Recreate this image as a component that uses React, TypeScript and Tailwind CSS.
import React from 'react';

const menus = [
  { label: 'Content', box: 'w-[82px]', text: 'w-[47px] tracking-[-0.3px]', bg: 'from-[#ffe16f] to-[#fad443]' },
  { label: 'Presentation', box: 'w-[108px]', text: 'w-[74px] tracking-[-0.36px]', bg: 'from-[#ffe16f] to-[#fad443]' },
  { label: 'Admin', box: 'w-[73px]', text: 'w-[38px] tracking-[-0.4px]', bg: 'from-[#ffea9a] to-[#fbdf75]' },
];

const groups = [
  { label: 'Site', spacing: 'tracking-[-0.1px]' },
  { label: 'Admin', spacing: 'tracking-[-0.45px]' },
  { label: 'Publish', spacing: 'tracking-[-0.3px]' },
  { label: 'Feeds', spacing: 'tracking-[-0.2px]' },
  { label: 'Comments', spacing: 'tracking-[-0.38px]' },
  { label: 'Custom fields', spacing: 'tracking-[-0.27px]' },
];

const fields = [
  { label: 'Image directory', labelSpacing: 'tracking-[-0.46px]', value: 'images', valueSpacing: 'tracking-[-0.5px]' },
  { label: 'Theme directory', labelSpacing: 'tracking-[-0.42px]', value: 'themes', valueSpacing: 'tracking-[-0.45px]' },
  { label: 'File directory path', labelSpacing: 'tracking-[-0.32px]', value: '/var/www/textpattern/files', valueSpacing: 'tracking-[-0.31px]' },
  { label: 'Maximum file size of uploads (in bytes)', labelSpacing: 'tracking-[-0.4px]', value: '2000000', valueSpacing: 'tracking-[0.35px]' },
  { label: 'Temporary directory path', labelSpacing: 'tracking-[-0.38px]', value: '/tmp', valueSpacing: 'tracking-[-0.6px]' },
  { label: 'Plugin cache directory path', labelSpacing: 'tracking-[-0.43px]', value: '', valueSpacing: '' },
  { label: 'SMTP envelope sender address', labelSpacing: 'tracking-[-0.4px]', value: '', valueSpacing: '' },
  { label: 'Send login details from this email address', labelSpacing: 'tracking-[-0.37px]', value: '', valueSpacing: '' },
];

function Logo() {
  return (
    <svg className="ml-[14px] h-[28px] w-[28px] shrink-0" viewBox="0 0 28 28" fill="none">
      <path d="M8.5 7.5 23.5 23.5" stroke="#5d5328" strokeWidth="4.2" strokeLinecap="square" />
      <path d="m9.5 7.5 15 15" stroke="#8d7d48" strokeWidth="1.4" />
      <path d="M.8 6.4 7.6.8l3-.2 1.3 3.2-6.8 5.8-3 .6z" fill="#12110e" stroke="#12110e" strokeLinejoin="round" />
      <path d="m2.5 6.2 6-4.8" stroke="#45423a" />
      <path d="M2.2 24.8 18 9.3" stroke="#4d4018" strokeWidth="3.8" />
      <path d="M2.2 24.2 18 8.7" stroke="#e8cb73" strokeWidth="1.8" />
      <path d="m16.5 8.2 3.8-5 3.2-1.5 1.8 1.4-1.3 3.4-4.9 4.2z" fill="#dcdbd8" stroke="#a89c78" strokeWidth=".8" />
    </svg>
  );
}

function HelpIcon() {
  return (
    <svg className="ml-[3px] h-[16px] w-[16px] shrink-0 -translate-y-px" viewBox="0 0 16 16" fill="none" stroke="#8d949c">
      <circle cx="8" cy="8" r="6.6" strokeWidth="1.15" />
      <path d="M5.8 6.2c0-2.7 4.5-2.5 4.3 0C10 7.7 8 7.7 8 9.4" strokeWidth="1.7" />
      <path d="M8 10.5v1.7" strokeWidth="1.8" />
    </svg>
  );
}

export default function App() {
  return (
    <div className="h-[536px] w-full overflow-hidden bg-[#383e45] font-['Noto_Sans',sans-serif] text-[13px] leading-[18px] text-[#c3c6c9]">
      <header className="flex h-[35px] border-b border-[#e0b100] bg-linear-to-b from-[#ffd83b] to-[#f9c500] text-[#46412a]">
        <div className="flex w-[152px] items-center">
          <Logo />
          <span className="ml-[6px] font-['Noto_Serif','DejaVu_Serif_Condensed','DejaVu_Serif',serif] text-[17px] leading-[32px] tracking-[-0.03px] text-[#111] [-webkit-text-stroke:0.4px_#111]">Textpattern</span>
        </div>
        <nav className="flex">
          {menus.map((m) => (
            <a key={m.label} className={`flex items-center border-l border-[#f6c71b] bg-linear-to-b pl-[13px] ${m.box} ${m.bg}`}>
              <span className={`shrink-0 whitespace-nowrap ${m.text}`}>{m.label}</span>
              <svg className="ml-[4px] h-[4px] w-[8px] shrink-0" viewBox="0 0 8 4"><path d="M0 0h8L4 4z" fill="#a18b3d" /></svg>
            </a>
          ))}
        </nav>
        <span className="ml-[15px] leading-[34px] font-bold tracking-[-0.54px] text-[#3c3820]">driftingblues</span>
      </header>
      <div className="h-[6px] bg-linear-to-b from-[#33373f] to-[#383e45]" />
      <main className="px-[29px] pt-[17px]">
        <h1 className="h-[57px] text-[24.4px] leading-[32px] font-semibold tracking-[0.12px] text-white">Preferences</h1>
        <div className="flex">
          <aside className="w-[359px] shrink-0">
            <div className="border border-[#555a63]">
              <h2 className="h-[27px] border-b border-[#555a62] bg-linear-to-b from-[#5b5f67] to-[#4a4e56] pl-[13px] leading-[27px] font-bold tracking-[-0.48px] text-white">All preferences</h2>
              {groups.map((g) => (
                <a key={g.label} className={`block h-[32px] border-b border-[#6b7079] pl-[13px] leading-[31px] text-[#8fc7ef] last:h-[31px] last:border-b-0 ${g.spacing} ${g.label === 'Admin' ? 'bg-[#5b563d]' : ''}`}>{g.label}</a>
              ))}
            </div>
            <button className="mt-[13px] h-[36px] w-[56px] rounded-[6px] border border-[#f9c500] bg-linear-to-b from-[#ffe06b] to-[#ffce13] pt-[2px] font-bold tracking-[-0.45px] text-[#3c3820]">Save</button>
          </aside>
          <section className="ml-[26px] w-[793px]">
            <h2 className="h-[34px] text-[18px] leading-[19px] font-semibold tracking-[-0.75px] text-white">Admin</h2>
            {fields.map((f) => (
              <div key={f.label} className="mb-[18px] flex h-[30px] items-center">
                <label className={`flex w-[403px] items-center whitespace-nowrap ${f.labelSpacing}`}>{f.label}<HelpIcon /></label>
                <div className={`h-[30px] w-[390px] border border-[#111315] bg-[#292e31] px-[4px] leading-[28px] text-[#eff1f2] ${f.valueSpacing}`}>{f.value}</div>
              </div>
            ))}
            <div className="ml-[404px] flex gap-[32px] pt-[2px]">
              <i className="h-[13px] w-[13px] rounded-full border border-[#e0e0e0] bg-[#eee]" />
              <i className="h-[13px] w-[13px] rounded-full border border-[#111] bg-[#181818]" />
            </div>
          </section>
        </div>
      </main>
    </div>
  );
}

○ ○ ○ ○ ○ ○ ○

# Given instruction
Extract each line from the listing above, please, and repeat it exactly.

# Final answer
Recreate this image as a component that uses React, TypeScript and Tailwind CSS.
import React from 'react';

const menus = [
  { label: 'Content', box: 'w-[82px]', text: 'w-[47px] tracking-[-0.3px]', bg: 'from-[#ffe16f] to-[#fad443]' },
  { label: 'Presentation', box: 'w-[108px]', text: 'w-[74px] tracking-[-0.36px]', bg: 'from-[#ffe16f] to-[#fad443]' },
  { label: 'Admin', box: 'w-[73px]', text: 'w-[38px] tracking-[-0.4px]', bg: 'from-[#ffea9a] to-[#fbdf75]' },
];

const groups = [
  { label: 'Site', spacing: 'tracking-[-0.1px]' },
  { label: 'Admin', spacing: 'tracking-[-0.45px]' },
  { label: 'Publish', spacing: 'tracking-[-0.3px]' },
  { label: 'Feeds', spacing: 'tracking-[-0.2px]' },
  { label: 'Comments', spacing: 'tracking-[-0.38px]' },
  { label: 'Custom fields', spacing: 'tracking-[-0.27px]' },
];

const fields = [
  { label: 'Image directory', labelSpacing: 'tracking-[-0.46px]', value: 'images', valueSpacing: 'tracking-[-0.5px]' },
  { label: 'Theme directory', labelSpacing: 'tracking-[-0.42px]', value: 'themes', valueSpacing: 'tracking-[-0.45px]' },
  { label: 'File directory path', labelSpacing: 'tracking-[-0.32px]', value: '/var/www/textpattern/files', valueSpacing: 'tracking-[-0.31px]' },
  { label: 'Maximum file size of uploads (in bytes)', labelSpacing: 'tracking-[-0.4px]', value: '2000000', valueSpacing: 'tracking-[0.35px]' },
  { label: 'Temporary directory path', labelSpacing: 'tracking-[-0.38px]', value: '/tmp', valueSpacing: 'tracking-[-0.6px]' },
  { label: 'Plugin cache directory path', labelSpacing: 'tracking-[-0.43px]', value: '', valueSpacing: '' },
  { label: 'SMTP envelope sender address', labelSpacing: 'tracking-[-0.4px]', value: '', valueSpacing: '' },
  { label: 'Send login details from this email address', labelSpacing: 'tracking-[-0.37px]', value: '', valueSpacing: '' },
];

function Logo() {
  return (
    <svg className="ml-[14px] h-[28px] w-[28px] shrink-0" viewBox="0 0 28 28" fill="none">
      <path d="M8.5 7.5 23.5 23.5" stroke="#5d5328" strokeWidth="4.2" strokeLinecap="square" />
      <path d="m9.5 7.5 15 15" stroke="#8d7d48" strokeWidth="1.4" />
      <path d="M.8 6.4 7.6.8l3-.2 1.3 3.2-6.8 5.8-3 .6z" fill="#12110e" stroke="#12110e" strokeLinejoin="round" />
      <path d="m2.5 6.2 6-4.8" stroke="#45423a" />
      <path d="M2.2 24.8 18 9.3" stroke="#4d4018" strokeWidth="3.8" />
      <path d="M2.2 24.2 18 8.7" stroke="#e8cb73" strokeWidth="1.8" />
      <path d="m16.5 8.2 3.8-5 3.2-1.5 1.8 1.4-1.3 3.4-4.9 4.2z" fill="#dcdbd8" stroke="#a89c78" strokeWidth=".8" />
    </svg>
  );
}

function HelpIcon() {
  return (
    <svg className="ml-[3px] h-[16px] w-[16px] shrink-0 -translate-y-px" viewBox="0 0 16 16" fill="none" stroke="#8d949c">
      <circle cx="8" cy="8" r="6.6" strokeWidth="1.15" />
      <path d="M5.8 6.2c0-2.7 4.5-2.5 4.3 0C10 7.7 8 7.7 8 9.4" strokeWidth="1.7" />
      <path d="M8 10.5v1.7" strokeWidth="1.8" />
    </svg>
  );
}

export default function App() {
  return (
    <div className="h-[536px] w-full overflow-hidden bg-[#383e45] font-['Noto_Sans',sans-serif] text-[13px] leading-[18px] text-[#c3c6c9]">
      <header className="flex h-[35px] border-b border-[#e0b100] bg-linear-to-b from-[#ffd83b] to-[#f9c500] text-[#46412a]">
        <div className="flex w-[152px] items-center">
          <Logo />
          <span className="ml-[6px] font-['Noto_Serif','DejaVu_Serif_Condensed','DejaVu_Serif',serif] text-[17px] leading-[32px] tracking-[-0.03px] text-[#111] [-webkit-text-stroke:0.4px_#111]">Textpattern</span>
        </div>
        <nav className="flex">
          {menus.map((m) => (
            <a key={m.label} className={`flex items-center border-l border-[#f6c71b] bg-linear-to-b pl-[13px] ${m.box} ${m.bg}`}>
              <span className={`shrink-0 whitespace-nowrap ${m.text}`}>{m.label}</span>
              <svg className="ml-[4px] h-[4px] w-[8px] shrink-0" viewBox="0 0 8 4"><path d="M0 0h8L4 4z" fill="#a18b3d" /></svg>
            </a>
          ))}
        </nav>
        <span className="ml-[15px] leading-[34px] font-bold tracking-[-0.54px] text-[#3c3820]">driftingblues</span>
      </header>
      <div className="h-[6px] bg-linear-to-b from-[#33373f] to-[#383e45]" />
      <main className="px-[29px] pt-[17px]">
        <h1 className="h-[57px] text-[24.4px] leading-[32px] font-semibold tracking-[0.12px] text-white">Preferences</h1>
        <div className="flex">
          <aside className="w-[359px] shrink-0">
            <div className="border border-[#555a63]">
              <h2 className="h-[27px] border-b border-[#555a62] bg-linear-to-b from-[#5b5f67] to-[#4a4e56] pl-[13px] leading-[27px] font-bold tracking-[-0.48px] text-white">All preferences</h2>
              {groups.map((g) => (
                <a key={g.label} className={`block h-[32px] border-b border-[#6b7079] pl-[13px] leading-[31px] text-[#8fc7ef] last:h-[31px] last:border-b-0 ${g.spacing} ${g.label === 'Admin' ? 'bg-[#5b563d]' : ''}`}>{g.label}</a>
              ))}
            </div>
            <button className="mt-[13px] h-[36px] w-[56px] rounded-[6px] border border-[#f9c500] bg-linear-to-b from-[#ffe06b] to-[#ffce13] pt-[2px] font-bold tracking-[-0.45px] text-[#3c3820]">Save</button>
          </aside>
          <section className="ml-[26px] w-[793px]">
            <h2 className="h-[34px] text-[18px] leading-[19px] font-semibold tracking-[-0.75px] text-white">Admin</h2>
            {fields.map((f) => (
              <div key={f.label} className="mb-[18px] flex h-[30px] items-center">
                <label className={`flex w-[403px] items-center whitespace-nowrap ${f.labelSpacing}`}>{f.label}<HelpIcon /></label>
                <div className={`h-[30px] w-[390px] border border-[#111315] bg-[#292e31] px-[4px] leading-[28px] text-[#eff1f2] ${f.valueSpacing}`}>{f.value}</div>
              </div>
            ))}
            <div className="ml-[404px] flex gap-[32px] pt-[2px]">
              <i className="h-[13px] w-[13px] rounded-full border border-[#e0e0e0] bg-[#eee]" />
              <i className="h-[13px] w-[13px] rounded-full border border-[#111] bg-[#181818]" />
            </div>
          </section>
        </div>
      </main>
    </div>
  );
}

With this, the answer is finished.